Microsoft provides the VS code editor component and it can connect to an autocomplete openHAB instance (GitHub - TypeFox/monaco-languageclient: Repo hosts npm packages for monaco-languageclient, vscode-ws-jsonrpc, monaco-editor-wrapper, @typefox/monaco-editor-react and monaco-languageclient-examples).

You don’t understand. For a reliable system configuration need to be pulled from one source of truth. We have two at the moment. If jsondb knows about a thing and your beloved text file knows about the same one, you get a conflict exception and undefined randomness happens.

JSON as a format don’t need to stay. It can also be yaml or xml. Doesn’t matter for the backend. But it need to be machine readable on start-up and writable for syncing the internal state.

I’m not sure if this will be possible without some workarounds. If openHAB and the user stores the file nearly at the same time, who wins? The user would need to create a “lock” (either by a .lock file or by locking via the UI).

Actually .thing files changed a lot and OH got stricter over time and files broke for many users (that didn’t stick to the syntax). jsonDB stores a version number and can be auto migrated.

Not necessarily paper UI. The REST interface. For the moment without a locking mechanism of jsonDB files this is the only correct way if you want to avoid OH1 technology. In theory there could also be a file watcher on the system that watches .thing files and pushes changes to the REST API.

And both get a replacement (as HTTP2 and as a timer framework feature).

openHAB has a service called “Configuration Admin” that reads all .cfg files in and stores its state periodically to .config files. The state can be influenced through files, the openHAB console and the rest interface (web UIs, android, iOS).

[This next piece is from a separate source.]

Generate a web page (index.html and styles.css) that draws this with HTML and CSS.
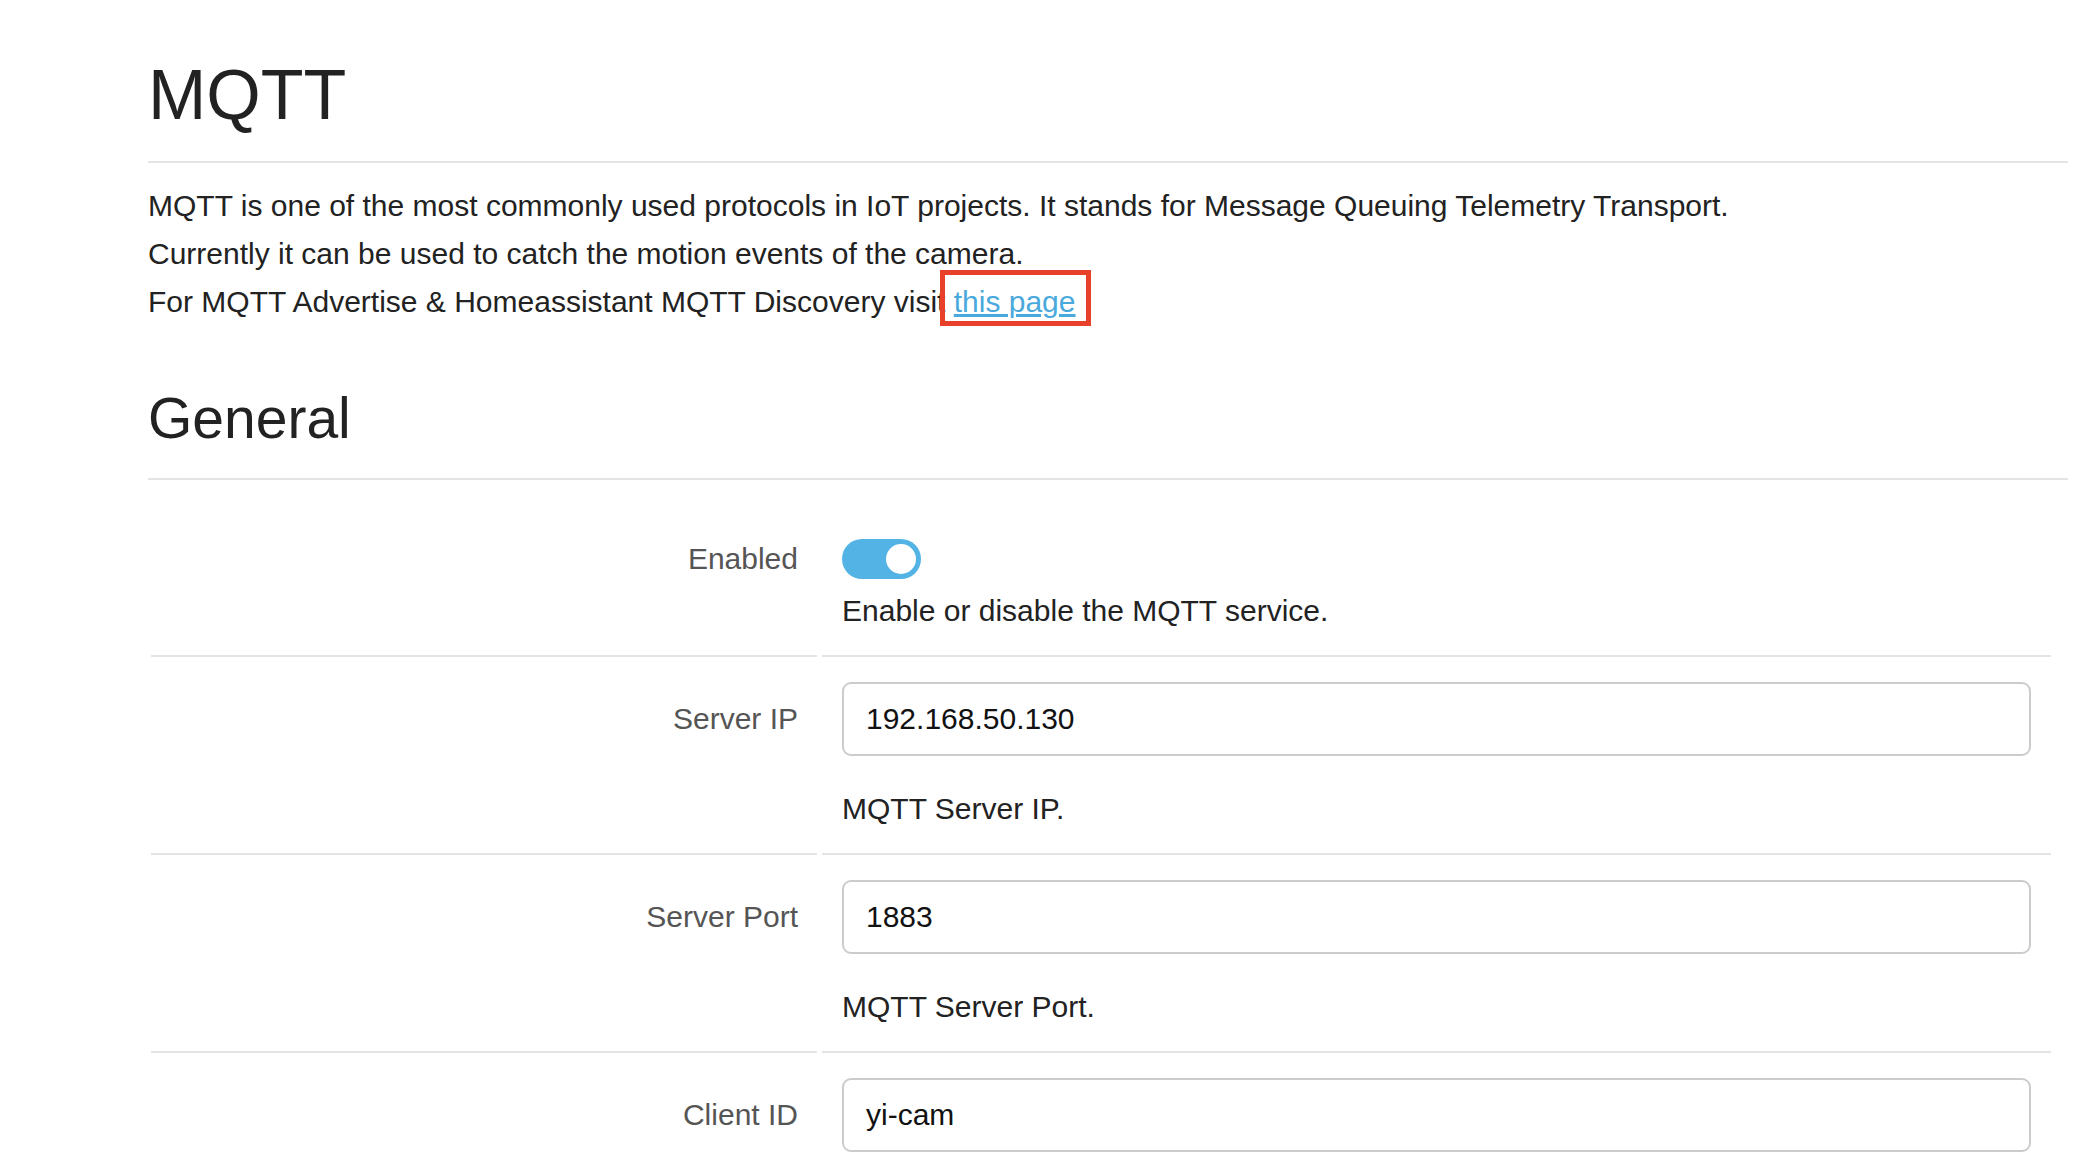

Based on observation, and not extensive observation mind you, OH only writes to the JSONDB files based on some event. For example when I create a new Thing and hit that bit check mark icon or when OH shutsdown or the like. From what I’ve seen, even the Things in the inbox don’t get written to the JSONDB until you accept it.

So how much effort is necessary and worth it to solve the file locking problem? It would only be a problem is there is more than one user administering OH at the same time in two different ways. Is this a common occurrence?

I admit I don’t like to leave a race condition problem like this lurking in the code, but the common use case wouldn’t run into it. And since only experts would be doing this we can rely on documentation to tell them to avoid it.

Just a thought. I don’t know the code itself, just what I’ve observed.

I have thought about something like that as a way to ease the transition to JSONDB for those with extensive setups. Maybe it’s worth thinking more grandly.

I know and am excited, especially for the timer framework.